Accepted Papers: IWCS 2015

We have 2 recently accepted papers to the IWCS conference which will take place in London, UK.

Title: Incremental Semantics for Dialogue Processing: Requirements, and a Comparison of Two Approaches
Authors: Julian Hough, Casey Kennington, David Schlangen and Jonathan Ginzburg
Abstract:
Truly interactive dialogue systems need to construct meaning on at least a word-by-word basis. We propose desiderata for incremental semantics for dialogue models and systems, a task not heretofore attempted thoroughly. After laying out the desirable properties we illustrate how they are met by current approaches, comparing two incremental semantic processing frameworks: Dynamic Syntax enriched with Type Theory with Records (DS-TTR) and Robust Minimal Recursion Semantics with incremental processing (RMRS-IP). We conclude these approaches are not significantly different with regards to their semantic representation construction, however their purported role within semantic models and dialogue models is where they diverge.

 

Title: A Discriminative Model for Perceptually-Grounded Incremental Reference Resolution
Authors: Casey Kennington, Livia Dia, David Schlangen
Abstract:
A large part of human communication involves referring to entities in the world, and often these entities are objects that are visually present for the interlocutors.

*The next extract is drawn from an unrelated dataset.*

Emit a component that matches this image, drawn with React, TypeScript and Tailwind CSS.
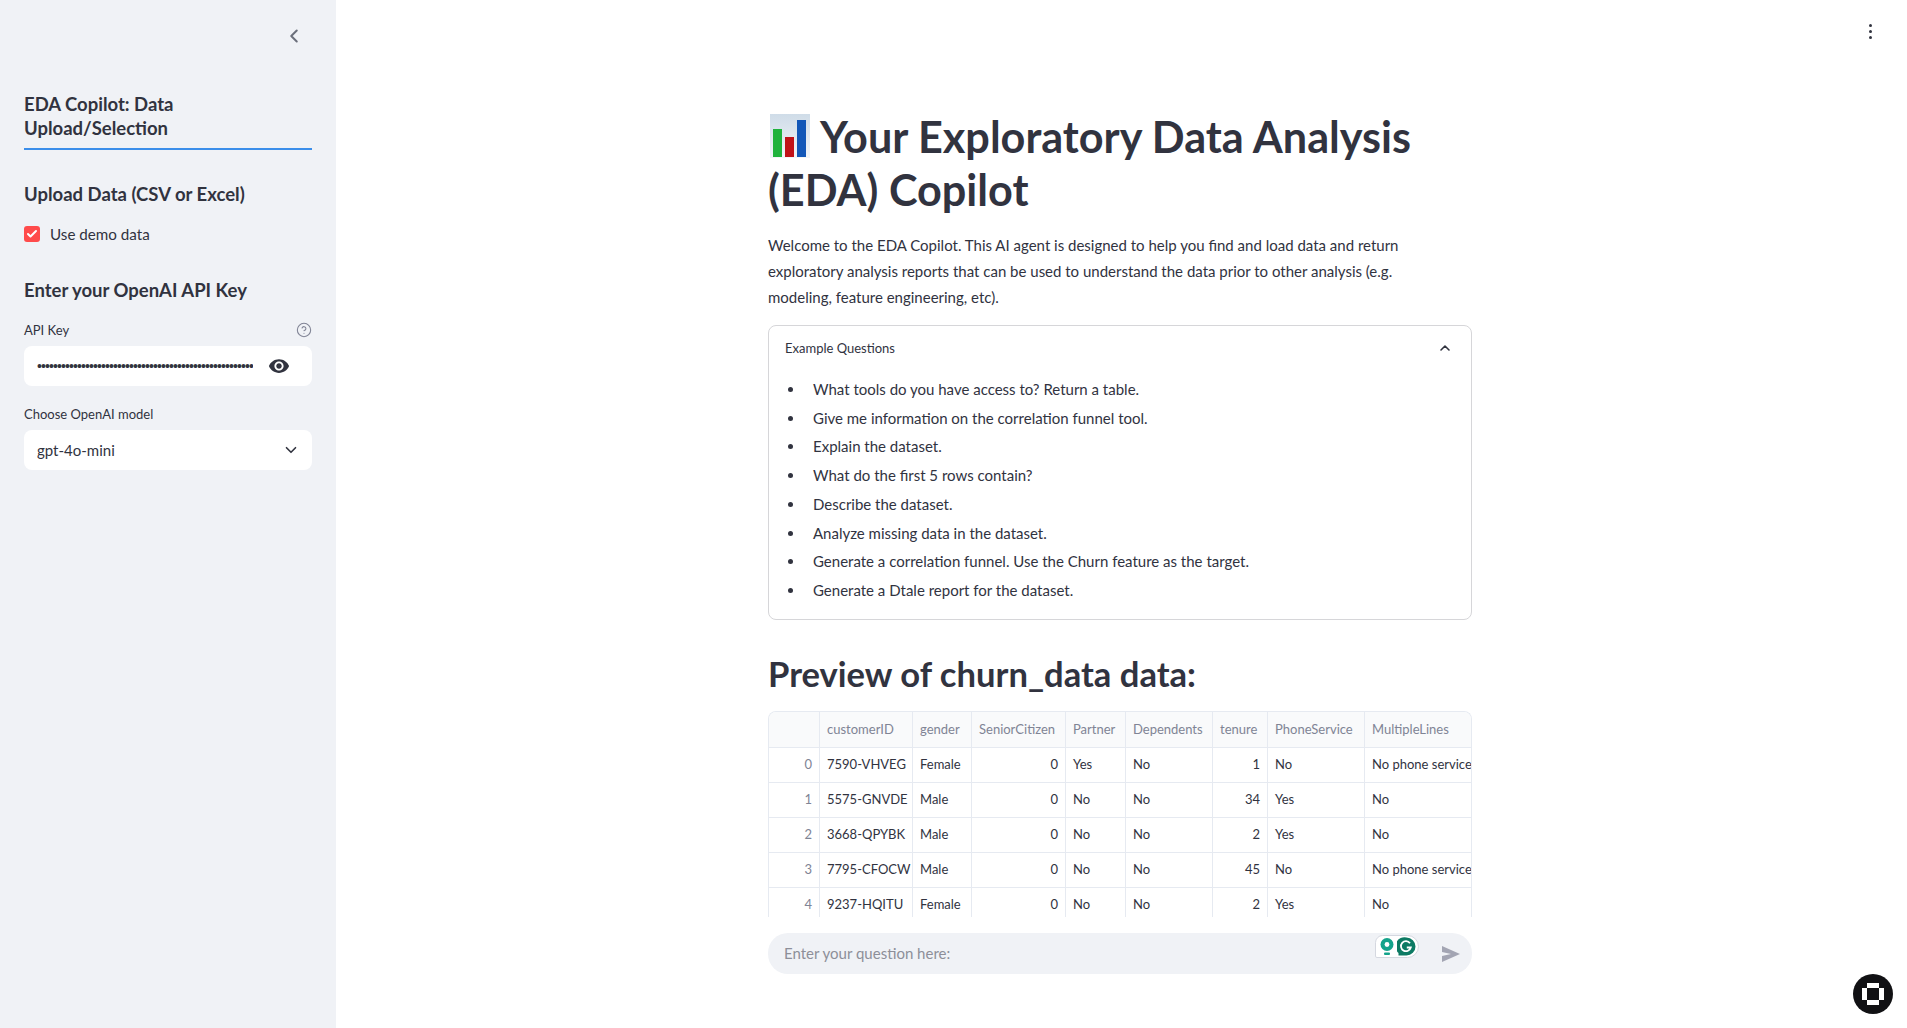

A computer system that aims to resolve such references needs to tackle a complex task: objects and their visual features need to be determined, the referring expressions must be recognised, extra-linguistic information such as eye gaze or pointing gestures need to be incorporated — and the intended connection between words and world must be reconstructed. In this paper, we introduce a discriminative model of reference resolution that processes incrementally (i.e., word for word), is perceptually-grounded in the world, and improves when interpolated with information from gaze and pointing gestures. We evaluated our model and found that it performed robustly in a realistic reference resolution task, when compared to a generative model.